[What this task involves]
Gather, from the data below, each line in which the word "index" occurs.

[Provided material]
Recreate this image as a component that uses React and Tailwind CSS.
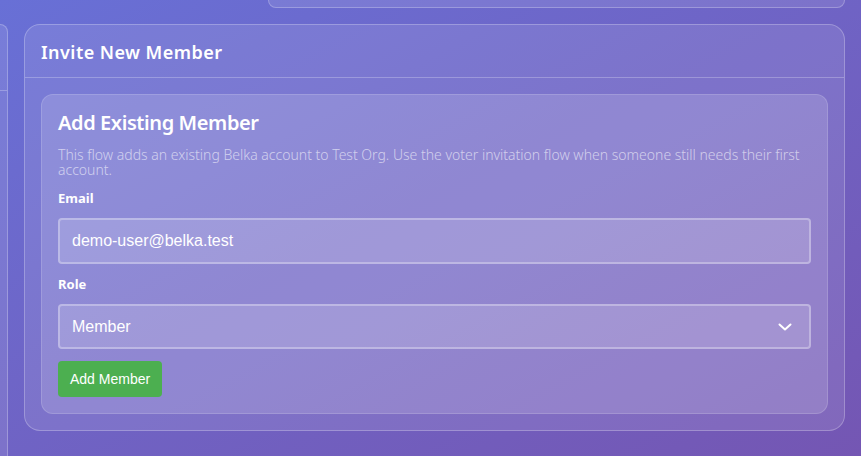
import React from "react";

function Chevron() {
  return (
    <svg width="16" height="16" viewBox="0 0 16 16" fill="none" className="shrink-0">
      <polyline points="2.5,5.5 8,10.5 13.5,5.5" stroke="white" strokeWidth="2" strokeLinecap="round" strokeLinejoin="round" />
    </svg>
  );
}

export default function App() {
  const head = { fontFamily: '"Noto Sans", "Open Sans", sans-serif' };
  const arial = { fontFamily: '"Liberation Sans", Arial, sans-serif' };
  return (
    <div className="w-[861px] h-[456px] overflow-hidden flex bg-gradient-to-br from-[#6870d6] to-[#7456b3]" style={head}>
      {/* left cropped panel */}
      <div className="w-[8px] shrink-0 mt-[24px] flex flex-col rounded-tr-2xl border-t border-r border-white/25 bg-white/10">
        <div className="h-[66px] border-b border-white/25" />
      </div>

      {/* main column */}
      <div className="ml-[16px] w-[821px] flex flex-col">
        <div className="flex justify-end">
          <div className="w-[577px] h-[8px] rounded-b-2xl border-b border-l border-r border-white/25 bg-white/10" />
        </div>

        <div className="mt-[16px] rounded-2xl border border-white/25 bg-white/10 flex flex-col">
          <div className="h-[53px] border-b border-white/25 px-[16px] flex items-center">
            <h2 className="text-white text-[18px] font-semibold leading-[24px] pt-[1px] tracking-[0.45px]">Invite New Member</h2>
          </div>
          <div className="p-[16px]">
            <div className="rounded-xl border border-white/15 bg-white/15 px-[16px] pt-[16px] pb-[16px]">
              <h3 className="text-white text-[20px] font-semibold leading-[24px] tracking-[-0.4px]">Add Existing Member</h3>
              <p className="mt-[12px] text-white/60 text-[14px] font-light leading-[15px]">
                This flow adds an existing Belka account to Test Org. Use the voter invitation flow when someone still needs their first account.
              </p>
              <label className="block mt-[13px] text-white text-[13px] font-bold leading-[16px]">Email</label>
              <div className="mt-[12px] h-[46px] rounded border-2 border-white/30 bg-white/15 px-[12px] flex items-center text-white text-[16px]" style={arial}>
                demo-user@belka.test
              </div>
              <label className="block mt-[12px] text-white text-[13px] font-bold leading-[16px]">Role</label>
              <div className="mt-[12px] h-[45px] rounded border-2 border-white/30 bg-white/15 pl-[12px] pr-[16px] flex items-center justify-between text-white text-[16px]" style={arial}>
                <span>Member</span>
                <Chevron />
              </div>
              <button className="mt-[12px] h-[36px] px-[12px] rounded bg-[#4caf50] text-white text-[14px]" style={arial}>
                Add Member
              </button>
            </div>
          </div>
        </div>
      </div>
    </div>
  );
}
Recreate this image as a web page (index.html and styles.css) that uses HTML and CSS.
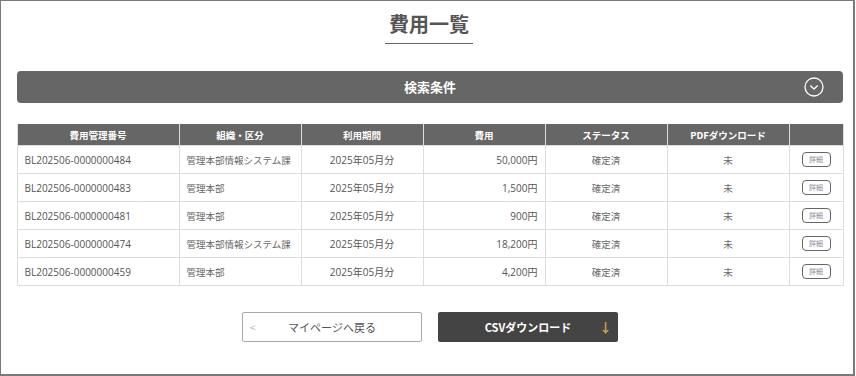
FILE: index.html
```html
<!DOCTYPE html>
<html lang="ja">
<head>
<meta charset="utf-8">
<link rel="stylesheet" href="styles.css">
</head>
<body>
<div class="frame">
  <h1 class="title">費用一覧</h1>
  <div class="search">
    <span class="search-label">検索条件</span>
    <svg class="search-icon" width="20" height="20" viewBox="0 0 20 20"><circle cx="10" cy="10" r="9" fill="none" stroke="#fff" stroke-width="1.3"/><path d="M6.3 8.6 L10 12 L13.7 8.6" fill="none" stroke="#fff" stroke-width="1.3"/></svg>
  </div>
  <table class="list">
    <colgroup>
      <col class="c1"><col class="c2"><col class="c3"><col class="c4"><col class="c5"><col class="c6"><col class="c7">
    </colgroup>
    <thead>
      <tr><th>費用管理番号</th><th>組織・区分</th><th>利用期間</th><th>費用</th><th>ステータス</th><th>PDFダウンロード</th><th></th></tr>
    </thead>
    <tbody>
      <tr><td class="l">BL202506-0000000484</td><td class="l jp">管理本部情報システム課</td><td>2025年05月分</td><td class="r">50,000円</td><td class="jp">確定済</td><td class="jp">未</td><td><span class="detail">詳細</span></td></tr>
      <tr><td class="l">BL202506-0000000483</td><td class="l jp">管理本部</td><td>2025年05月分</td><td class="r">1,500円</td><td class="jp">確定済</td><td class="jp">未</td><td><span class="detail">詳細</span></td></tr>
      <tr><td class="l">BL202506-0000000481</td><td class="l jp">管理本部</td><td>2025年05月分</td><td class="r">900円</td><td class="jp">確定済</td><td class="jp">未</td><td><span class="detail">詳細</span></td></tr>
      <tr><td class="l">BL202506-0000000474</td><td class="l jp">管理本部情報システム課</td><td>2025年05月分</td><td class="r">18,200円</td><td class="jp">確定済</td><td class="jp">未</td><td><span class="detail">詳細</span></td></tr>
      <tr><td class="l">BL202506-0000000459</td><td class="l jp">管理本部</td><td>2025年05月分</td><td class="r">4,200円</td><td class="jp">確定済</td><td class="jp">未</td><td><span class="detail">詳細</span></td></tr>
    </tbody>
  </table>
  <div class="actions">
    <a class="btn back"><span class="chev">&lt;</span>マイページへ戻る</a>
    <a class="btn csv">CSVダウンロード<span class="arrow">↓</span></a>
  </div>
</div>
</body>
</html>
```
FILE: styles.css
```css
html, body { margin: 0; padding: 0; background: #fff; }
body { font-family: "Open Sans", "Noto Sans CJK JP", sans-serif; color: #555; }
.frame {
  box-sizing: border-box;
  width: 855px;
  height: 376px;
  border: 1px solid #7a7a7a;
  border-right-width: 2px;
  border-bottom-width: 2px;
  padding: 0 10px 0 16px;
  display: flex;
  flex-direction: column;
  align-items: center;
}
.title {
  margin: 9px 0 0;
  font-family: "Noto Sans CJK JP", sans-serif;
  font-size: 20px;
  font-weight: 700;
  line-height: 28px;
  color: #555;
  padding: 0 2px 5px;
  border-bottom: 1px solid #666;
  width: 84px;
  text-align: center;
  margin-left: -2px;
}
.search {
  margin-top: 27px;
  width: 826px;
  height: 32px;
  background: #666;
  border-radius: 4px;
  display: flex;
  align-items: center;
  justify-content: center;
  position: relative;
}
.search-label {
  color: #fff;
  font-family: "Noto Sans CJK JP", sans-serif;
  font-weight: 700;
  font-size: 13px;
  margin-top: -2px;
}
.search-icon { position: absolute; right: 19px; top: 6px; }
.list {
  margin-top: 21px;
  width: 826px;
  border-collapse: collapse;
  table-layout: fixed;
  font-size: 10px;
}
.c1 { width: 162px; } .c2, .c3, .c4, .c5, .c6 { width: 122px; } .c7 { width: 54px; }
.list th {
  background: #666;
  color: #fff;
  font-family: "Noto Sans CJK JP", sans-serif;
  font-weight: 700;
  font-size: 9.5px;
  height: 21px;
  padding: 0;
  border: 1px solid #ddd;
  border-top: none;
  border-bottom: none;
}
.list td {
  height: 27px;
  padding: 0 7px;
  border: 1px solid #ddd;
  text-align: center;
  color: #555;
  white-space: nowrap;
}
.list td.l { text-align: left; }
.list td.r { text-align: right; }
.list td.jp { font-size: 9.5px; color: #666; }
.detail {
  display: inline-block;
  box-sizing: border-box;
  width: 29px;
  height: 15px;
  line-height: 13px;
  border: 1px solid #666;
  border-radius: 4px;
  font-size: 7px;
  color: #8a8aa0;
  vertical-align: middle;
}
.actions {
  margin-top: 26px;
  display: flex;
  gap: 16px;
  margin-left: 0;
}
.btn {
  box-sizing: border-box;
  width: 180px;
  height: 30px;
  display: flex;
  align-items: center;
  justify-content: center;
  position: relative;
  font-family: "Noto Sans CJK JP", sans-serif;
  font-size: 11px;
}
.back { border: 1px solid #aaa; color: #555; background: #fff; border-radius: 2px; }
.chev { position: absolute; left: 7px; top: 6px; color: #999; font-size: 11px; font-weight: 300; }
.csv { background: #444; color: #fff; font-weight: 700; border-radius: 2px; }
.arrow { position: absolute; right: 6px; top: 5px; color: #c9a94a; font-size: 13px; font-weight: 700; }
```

[Solution for this task]
Recreate this image as a web page (index.html and styles.css) that uses HTML and CSS.
FILE: index.html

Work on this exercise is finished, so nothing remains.